--- Begin ---
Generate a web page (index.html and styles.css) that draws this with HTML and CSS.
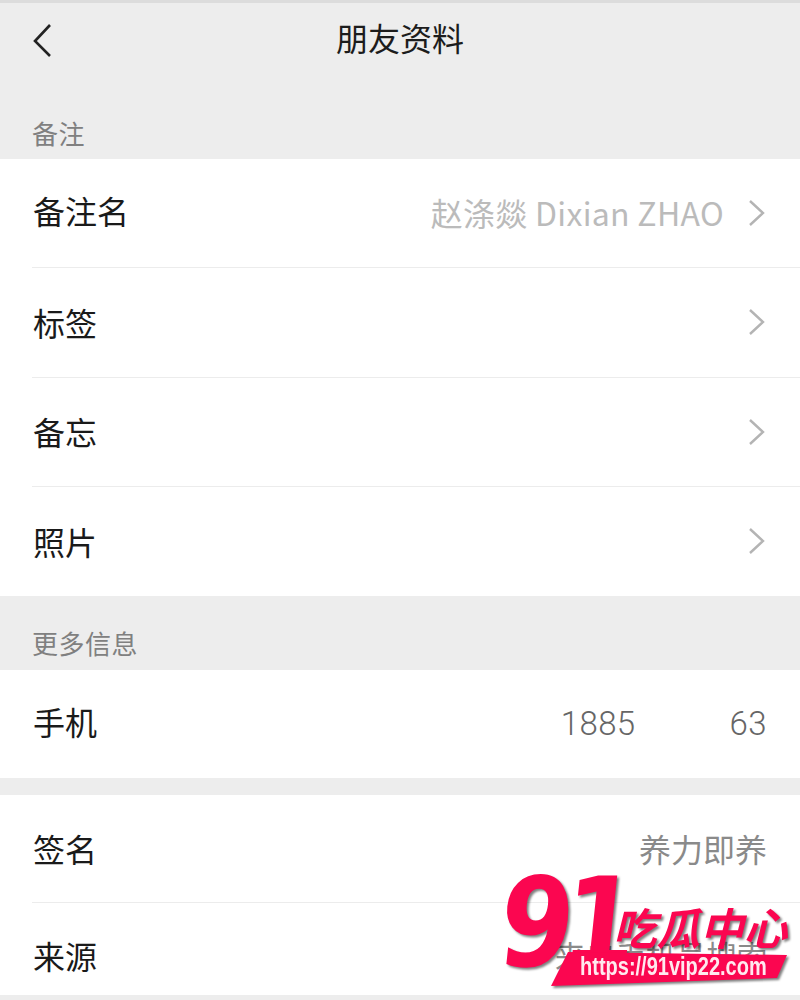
FILE: index.html
```html
<!DOCTYPE html>
<html lang="zh-CN">
<head>
    <meta charset="UTF-8">
    <title>朋友资料</title>
    <link rel="stylesheet" href="styles.css">
</head>
<body>
    <div class="page">
        <div class="topline"></div>
        <header class="navbar">
            <svg class="back" width="24" height="34" viewBox="0 0 24 34">
                <path d="M19 2 L4 18 L19 33" fill="none" stroke="#222" stroke-width="2.6"/>
            </svg>
            <h1 class="title">朋友资料</h1>
        </header>

        <div class="section-label first">备注</div>
        <section class="group">
            <div class="row">
                <span class="name name-top">备注名</span>
                <span class="value light">赵涤燚 Dixian ZHAO</span>
                <svg class="arrow" width="18" height="28" viewBox="0 0 18 28"><path d="M2 2 L15 14 L2 26" fill="none" stroke="#b4b4b4" stroke-width="2.4"/></svg>
            </div>
            <div class="row">
                <span class="name">标签</span>
                <svg class="arrow" width="18" height="28" viewBox="0 0 18 28"><path d="M2 2 L15 14 L2 26" fill="none" stroke="#b4b4b4" stroke-width="2.4"/></svg>
            </div>
            <div class="row">
                <span class="name">备忘</span>
                <svg class="arrow" width="18" height="28" viewBox="0 0 18 28"><path d="M2 2 L15 14 L2 26" fill="none" stroke="#b4b4b4" stroke-width="2.4"/></svg>
            </div>
            <div class="row">
                <span class="name">照片</span>
                <svg class="arrow" width="18" height="28" viewBox="0 0 18 28"><path d="M2 2 L15 14 L2 26" fill="none" stroke="#b4b4b4" stroke-width="2.4"/></svg>
            </div>
        </section>

        <div class="section-label">更多信息</div>
        <section class="group">
            <div class="row phone">
                <span class="name name-top">手机</span>
                <span class="value digits"><span>1885</span><span>63</span></span>
            </div>
        </section>

        <div class="spacer"></div>
        <section class="group">
            <div class="row sign">
                <span class="name">签名</span>
                <span class="value">养力即养</span>
            </div>
            <div class="row source">
                <span class="name">来源</span>
                <span class="value narrow">来自手机号搜索</span>
            </div>
        </section>

        <div class="watermark">
            <span class="wm-num">91</span>
            <span class="wm-cn">吃瓜中心</span>
            <div class="wm-ribbon"><span>https://91vip22.com</span></div>
        </div>
    </div>
</body>
</html>
```

FILE: styles.css
```css
* {
    box-sizing: border-box;
}
body {
    margin: 0;
    background: #ededed;
    font-family: "Noto Sans CJK SC", "Liberation Sans", sans-serif;
}
.page {
    position: relative;
    width: 800px;
    height: 1000px;
    overflow: hidden;
}
.topline {
    height: 3px;
    background: #dcdcdc;
}
.navbar {
    display: flex;
    align-items: center;
    justify-content: center;
    position: relative;
    height: 74px;
    padding-bottom: 6px;
}
.back {
    position: absolute;
    left: 31px;
    top: 20px;
}
.title {
    margin: 0;
    font-size: 32px;
    font-weight: 400;
    color: #1c1c1c;
}
.section-label {
    height: 74px;
    padding: 27px 32px 0;
    font-size: 26px;
    line-height: 40px;
    letter-spacing: 0.5px;
    color: #808080;
}
.section-label.first {
    height: 82px;
    padding-top: 36px;
}
.group {
    background: #fff;
}
.row {
    display: flex;
    align-items: center;
    height: 109.25px;
    margin-left: 32px;
    padding-right: 34px;
    border-bottom: 1px solid #ececec;
}
.group .row:last-child {
    border-bottom: none;
}
.name {
    font-size: 32px;
    color: #1a1a1a;
    margin-right: auto;
    padding: 0 0 1px 1px;
}
.name-top {
    padding-bottom: 6px;
}
.value {
    font-size: 32px;
    color: #8a8a8a;
    margin-right: -1px;
    padding-bottom: 1px;
}
.value.light {
    color: #bbbbbb;
    margin-right: 24px;
    padding-bottom: 2px;
    letter-spacing: 0.3px;
}
.digits {
    display: flex;
    gap: 94px;
    font-family: "Roboto", "Liberation Sans", sans-serif;
    font-size: 33px;
    font-weight: 300;
    color: #666666;
    letter-spacing: 0.4px;
}
.phone {
    height: 108px;
}
.spacer {
    height: 17px;
}
.sign {
    height: 108px;
}
.source {
    height: 92px;
    padding-top: 13px;
}
.value.narrow {
    font-size: 30.3px;
}
.watermark {
    position: absolute;
    left: 500px;
    top: 870px;
    width: 300px;
    height: 130px;
    filter: drop-shadow(2px 2px 1px rgba(0, 0, 0, 0.5));
}
.wm-num {
    position: absolute;
    left: 0;
    top: -22px;
    font-family: "DejaVu Sans", sans-serif;
    font-size: 124px;
    line-height: 150px;
    font-weight: 700;
    letter-spacing: -13px;
    color: #fb0650;
    transform: scaleX(0.86) skewX(-7deg);
    transform-origin: left center;
}
.wm-cn {
    position: absolute;
    left: 113px;
    top: 29px;
    font-size: 43.5px;
    line-height: 56px;
    font-weight: 700;
    font-style: italic;
    white-space: nowrap;
    color: #fb0650;
}
.wm-ribbon {
    position: absolute;
    left: 51px;
    top: 82px;
    width: 236px;
    height: 34px;
    background: #fb0650;
    clip-path: polygon(17px 0, 100% 3px, calc(100% - 10px) 26px, 0 100%);
    display: flex;
    align-items: center;
}
.wm-ribbon span {
    margin-left: 29px;
    padding-bottom: 6px;
    font-family: "Liberation Sans", sans-serif;
    font-size: 25px;
    font-weight: 700;
    color: #ffe9ef;
    transform: scaleX(0.8);
    transform-origin: left center;
    white-space: nowrap;
}
```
--- End ---
» GOAL
Copy out all of the data word for word. Do not carry over any picture.

» SOLUTION TO THE PROBLEM
Generate a web page (index.html and styles.css) that draws this with HTML and CSS.
FILE: index.html
```html
<!DOCTYPE html>
<html lang="zh-CN">
<head>
    <meta charset="UTF-8">
    <title>朋友资料</title>
    <link rel="stylesheet" href="styles.css">
</head>
<body>
    <div class="page">
        <div class="topline"></div>
        <header class="navbar">
            <svg class="back" width="24" height="34" viewBox="0 0 24 34">
                <path d="M19 2 L4 18 L19 33" fill="none" stroke="#222" stroke-width="2.6"/>
            </svg>
            <h1 class="title">朋友资料</h1>
        </header>

        <div class="section-label first">备注</div>
        <section class="group">
            <div class="row">
                <span class="name name-top">备注名</span>
                <span class="value light">赵涤燚 Dixian ZHAO</span>
                <svg class="arrow" width="18" height="28" viewBox="0 0 18 28"><path d="M2 2 L15 14 L2 26" fill="none" stroke="#b4b4b4" stroke-width="2.4"/></svg>
            </div>
            <div class="row">
                <span class="name">标签</span>
                <svg class="arrow" width="18" height="28" viewBox="0 0 18 28"><path d="M2 2 L15 14 L2 26" fill="none" stroke="#b4b4b4" stroke-width="2.4"/></svg>
            </div>
            <div class="row">
                <span class="name">备忘</span>
                <svg class="arrow" width="18" height="28" viewBox="0 0 18 28"><path d="M2 2 L15 14 L2 26" fill="none" stroke="#b4b4b4" stroke-width="2.4"/></svg>
            </div>
            <div class="row">
                <span class="name">照片</span>
                <svg class="arrow" width="18" height="28" viewBox="0 0 18 28"><path d="M2 2 L15 14 L2 26" fill="none" stroke="#b4b4b4" stroke-width="2.4"/></svg>
            </div>
        </section>

        <div class="section-label">更多信息</div>
        <section class="group">
            <div class="row phone">
                <span class="name name-top">手机</span>
                <span class="value digits"><span>1885</span><span>63</span></span>
            </div>
        </section>

        <div class="spacer"></div>
        <section class="group">
            <div class="row sign">
                <span class="name">签名</span>
                <span class="value">养力即养</span>
            </div>
            <div class="row source">
                <span class="name">来源</span>
                <span class="value narrow">来自手机号搜索</span>
            </div>
        </section>

        <div class="watermark">
            <span class="wm-num">91</span>
            <span class="wm-cn">吃瓜中心</span>
            <div class="wm-ribbon"><span>https://91vip22.com</span></div>
        </div>
    </div>
</body>
</html>
```

FILE: styles.css
```css
* {
    box-sizing: border-box;
}
body {
    margin: 0;
    background: #ededed;
    font-family: "Noto Sans CJK SC", "Liberation Sans", sans-serif;
}
.page {
    position: relative;
    width: 800px;
    height: 1000px;
    overflow: hidden;
}
.topline {
    height: 3px;
    background: #dcdcdc;
}
.navbar {
    display: flex;
    align-items: center;
    justify-content: center;
    position: relative;
    height: 74px;
    padding-bottom: 6px;
}
.back {
    position: absolute;
    left: 31px;
    top: 20px;
}
.title {
    margin: 0;
    font-size: 32px;
    font-weight: 400;
    color: #1c1c1c;
}
.section-label {
    height: 74px;
    padding: 27px 32px 0;
    font-size: 26px;
    line-height: 40px;
    letter-spacing: 0.5px;
    color: #808080;
}
.section-label.first {
    height: 82px;
    padding-top: 36px;
}
.group {
    background: #fff;
}
.row {
    display: flex;
    align-items: center;
    height: 109.25px;
    margin-left: 32px;
    padding-right: 34px;
    border-bottom: 1px solid #ececec;
}
.group .row:last-child {
    border-bottom: none;
}
.name {
    font-size: 32px;
    color: #1a1a1a;
    margin-right: auto;
    padding: 0 0 1px 1px;
}
.name-top {
    padding-bottom: 6px;
}
.value {
    font-size: 32px;
    color: #8a8a8a;
    margin-right: -1px;
    padding-bottom: 1px;
}
.value.light {
    color: #bbbbbb;
    margin-right: 24px;
    padding-bottom: 2px;
    letter-spacing: 0.3px;
}
.digits {
    display: flex;
    gap: 94px;
    font-family: "Roboto", "Liberation Sans", sans-serif;
    font-size: 33px;
    font-weight: 300;
    color: #666666;
    letter-spacing: 0.4px;
}
.phone {
    height: 108px;
}
.spacer {
    height: 17px;
}
.sign {
    height: 108px;
}
.source {
    height: 92px;
    padding-top: 13px;
}
.value.narrow {
    font-size: 30.3px;
}
.watermark {
    position: absolute;
    left: 500px;
    top: 870px;
    width: 300px;
    height: 130px;
    filter: drop-shadow(2px 2px 1px rgba(0, 0, 0, 0.5));
}
.wm-num {
    position: absolute;
    left: 0;
    top: -22px;
    font-family: "DejaVu Sans", sans-serif;
    font-size: 124px;
    line-height: 150px;
    font-weight: 700;
    letter-spacing: -13px;
    color: #fb0650;
    transform: scaleX(0.86) skewX(-7deg);
    transform-origin: left center;
}
.wm-cn {
    position: absolute;
    left: 113px;
    top: 29px;
    font-size: 43.5px;
    line-height: 56px;
    font-weight: 700;
    font-style: italic;
    white-space: nowrap;
    color: #fb0650;
}
.wm-ribbon {
    position: absolute;
    left: 51px;
    top: 82px;
    width: 236px;
    height: 34px;
    background: #fb0650;
    clip-path: polygon(17px 0, 100% 3px, calc(100% - 10px) 26px, 0 100%);
    display: flex;
    align-items: center;
}
.wm-ribbon span {
    margin-left: 29px;
    padding-bottom: 6px;
    font-family: "Liberation Sans", sans-serif;
    font-size: 25px;
    font-weight: 700;
    color: #ffe9ef;
    transform: scaleX(0.8);
    transform-origin: left center;
    white-space: nowrap;
}
```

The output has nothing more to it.